The macroscopic properties of materials and structures that we observe and exploit in engineering applications result from complex interactions between physics at multiple length and time scales: electronic, atomistic, defects, domains, etc. Multiscale modeling seeks to understand the interactions between these physics across scales. However, assessing such interactions can be challenging due to the complex nature of material properties and the prohibitive computational cost of integral calculations. This talk will focus on how to quantify the propagation of material uncertainties across multiple scales. To this end, we exploit the multiscale and hierarchical nature of material response and develop a framework to quantify the overall uncertainty of material response induced by the uncertainties at finer scales without the need for integral calculations. Specifically, we rigorously bound the uncertainty at each scale and then combine the partial uncertainties in a way that provides a rigorous bound on the overall or integral uncertainty. The bound provides a conservative estimate on the uncertainty. Importantly, this approach does not require integral calculations that are prohibitively expensive and is able to quantify the propagation of uncertainties through different paths across scales. Finally, the developed framework has been employed to investigate how material uncertainties in the single-crystal properties of magnesium affect the ballistic performance of armor structures.

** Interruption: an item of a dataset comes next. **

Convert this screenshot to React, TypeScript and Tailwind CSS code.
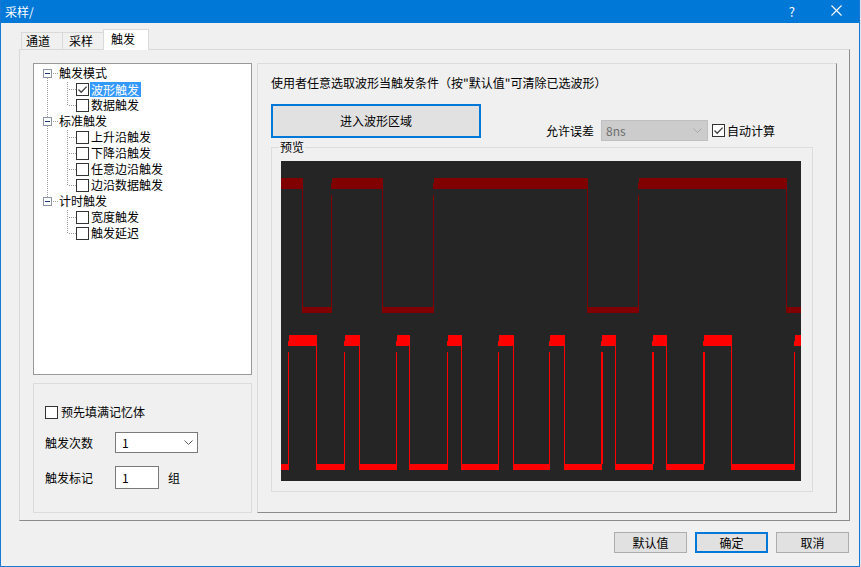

Dr. Xingsheng Sun is a tenure-track Assistant Professor in the Department of Mechanical and Aerospace Engineering at the University of Kentucky (UK). Prior to joining UK, he was a Postdoctoral Scholar in Aerospace at California Institute of Technology from 2018 to 2021. His main research interest lies in long-term atomistic modeling and simulations, multiscale quantification of material uncertainties, mechanics of materials in extreme conditions, and application-driven materials by design. Dr. Sun holds a Ph.D. degree in Aerospace Engineering from Virginia Tech, a M.S. degree in Mechanical Engineering from Hunan University (China), and a B.S. degree in Mechanical Engineering from Dalian University of Technology (China).